- Directed by: Robert Clouse
- Written by: Robert Clouse Emil Farkas and George Goldsmith (based on their screenplay)
- Starring: Joe Lewis
- Cinematography: Gil Hubbs
- Edited by: Bob Bring
- Music by: William Goldstein
- Production company: American Cinema Productions
- Distributed by: American Cinema Releasing (United States and Canada); United Artists (International);
- Release dates: June 26, 1981 (Indianapolis, Minneapolis, St. Louis);
- Running time: 96 minutes
- Country: United States
- Language: English
- Budget: $3 million
- Box office: $4.6 million (U.S.A. Collection)

= Force: Five =

Force: Five is a 1981 film directed by Robert Clouse. Its stars are Joe Lewis and Bong Soo Han, and it is a loose remake of the 1976 Jim Kelly action film, Hot Potato.

==Plot==
A top government agent assembles a force of five martial arts experts to carry out a near-impossible assignment. They must topple the corrupt organization behind one of the world's wealthiest and most powerful religious leaders.

==Cast==
- Joe Lewis as Jim Martin
- Bong Soo Han as Rev.
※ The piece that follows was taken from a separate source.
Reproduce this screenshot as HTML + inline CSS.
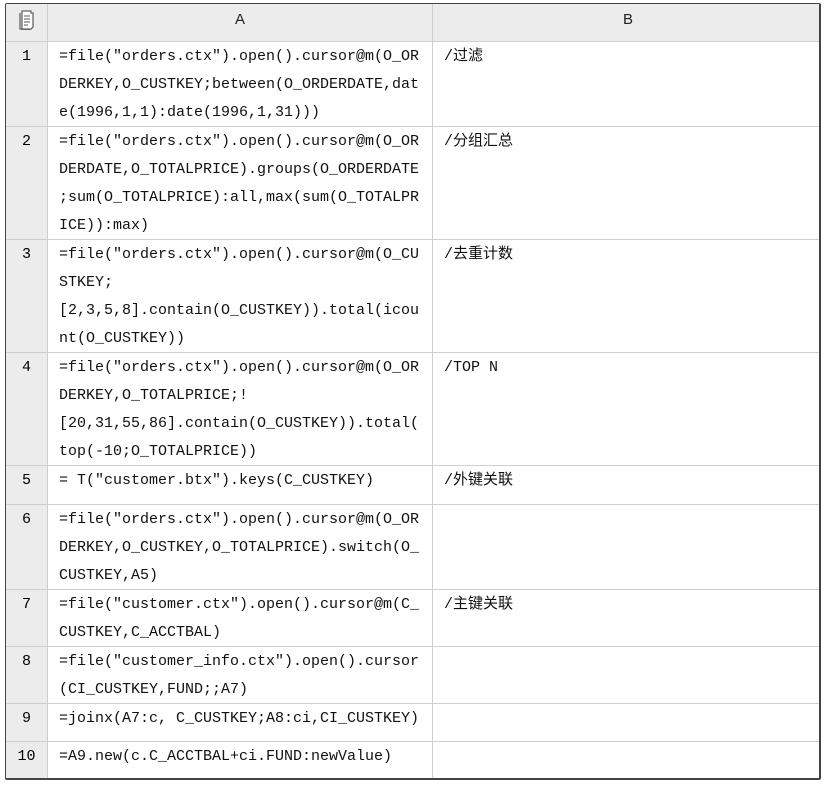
<!DOCTYPE html>
<html><head><meta charset="utf-8"><style>
*{box-sizing:border-box}
body{margin:0;background:#fff;width:826px;height:787px;position:relative;overflow:hidden}
.t{position:absolute;left:5px;top:3px;width:816px;height:777px;border:1px solid #444;border-right-width:2px;border-bottom-width:2px;border-radius:2px;overflow:hidden;background:#fff}
.h{position:absolute;top:0;height:38px;background:#ececec;border-bottom:1px solid #cfcfcf;font:15px "Liberation Sans",sans-serif;text-align:center;line-height:32px;color:#222}
.r{position:absolute;left:0;width:813px;border-bottom:1px solid #cfcfcf}
.n{position:absolute;left:0;top:0;bottom:0;width:42px;background:#ececec;border-right:1px solid #cfcfcf;font:15px "Liberation Mono",monospace;text-align:center;line-height:28px;padding-top:1px}
.a{position:absolute;left:42px;top:0;bottom:0;width:385px;border-right:1px solid #cfcfcf;padding-left:11px;padding-top:1px;font:15px "Liberation Mono",monospace;line-height:28px;white-space:pre;color:#111}
.b{position:absolute;left:427px;top:0;padding-left:11px;padding-top:1px;font:15px "Liberation Mono","Noto Sans CJK SC",monospace;line-height:28px;white-space:pre;color:#111}
</style></head><body>
<div class="t">
<div class="h" style="left:0;width:42px;border-right:1px solid #cfcfcf">
<svg width="18" height="20" viewBox="0 0 18 20" style="margin-top:6px"><path d="M4 1h9v2h2v14l-3 3H4z" fill="#fff" stroke="#666" stroke-width="1.3"/><path d="M2 3v16h10" fill="none" stroke="#666" stroke-width="1.3"/><path d="M6 6h6M6 9h6M6 12h6M6 15h4" stroke="#777" stroke-width="1.2"/></svg></div>
<div class="h" style="left:42px;width:385px;border-right:1px solid #cfcfcf">A</div>
<div class="h" style="left:427px;width:390px">B</div>

<div class="r" style="top:38px;height:85px"><div class="n">1</div><div class="a">=file("orders.ctx").open().cursor@m(O_OR
DERKEY,O_CUSTKEY;between(O_ORDERDATE,dat
e(1996,1,1):date(1996,1,31)))</div><div class="b">/过滤</div></div>

<div class="r" style="top:123px;height:113px"><div class="n">2</div><div class="a">=file("orders.ctx").open().cursor@m(O_OR
DERDATE,O_TOTALPRICE).groups(O_ORDERDATE
;sum(O_TOTALPRICE):all,max(sum(O_TOTALPR
ICE)):max)</div><div class="b">/分组汇总</div></div>

<div class="r" style="top:236px;height:113px"><div class="n">3</div><div class="a">=file("orders.ctx").open().cursor@m(O_CU
STKEY;
[2,3,5,8].contain(O_CUSTKEY)).total(icou
nt(O_CUSTKEY))</div><div class="b">/去重计数</div></div>

<div class="r" style="top:349px;height:113px"><div class="n">4</div><div class="a">=file("orders.ctx").open().cursor@m(O_OR
DERKEY,O_TOTALPRICE;!
[20,31,55,86].contain(O_CUSTKEY)).total(
top(-10;O_TOTALPRICE))</div><div class="b">/TOP N</div></div>

<div class="r" style="top:462px;height:39px"><div class="n">5</div><div class="a">= T("customer.btx").keys(C_CUSTKEY)</div><div class="b">/外键关联</div></div>

<div class="r" style="top:501px;height:85px"><div class="n">6</div><div class="a">=file("orders.ctx").open().cursor@m(O_OR
DERKEY,O_CUSTKEY,O_TOTALPRICE).switch(O_
CUSTKEY,A5)</div></div>

<div class="r" style="top:586px;height:57px"><div class="n">7</div><div class="a">=file("customer.ctx").open().cursor@m(C_
CUSTKEY,C_ACCTBAL)</div><div class="b">/主键关联</div></div>

<div class="r" style="top:643px;height:57px"><div class="n">8</div><div class="a">=file("customer_info.ctx").open().cursor
(CI_CUSTKEY,FUND;;A7)</div></div>

<div class="r" style="top:700px;height:38px"><div class="n">9</div><div class="a">=joinx(A7:c, C_CUSTKEY;A8:ci,CI_CUSTKEY)</div></div>

<div class="r" style="top:738px;height:40px;border-bottom:none"><div class="n">10</div><div class="a">=A9.new(c.C_ACCTBAL+ci.FUND:newValue)</div></div>
</div>
</body></html>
Rhee
- Sonny Barnes as Lockjaw
- Richard Norton as Ezekiel
- Benny Urquidez as Billy Ortega
- Ron Hayden as Willard
- Pam Huntington as Laurie
- Amanda Wyss as Cindy Lester (as Mandy Wyss)
- Joe Corley (uncredited)

==Home media==
On February 11, 2014, Scorpion Releasing released Force: Five on DVD.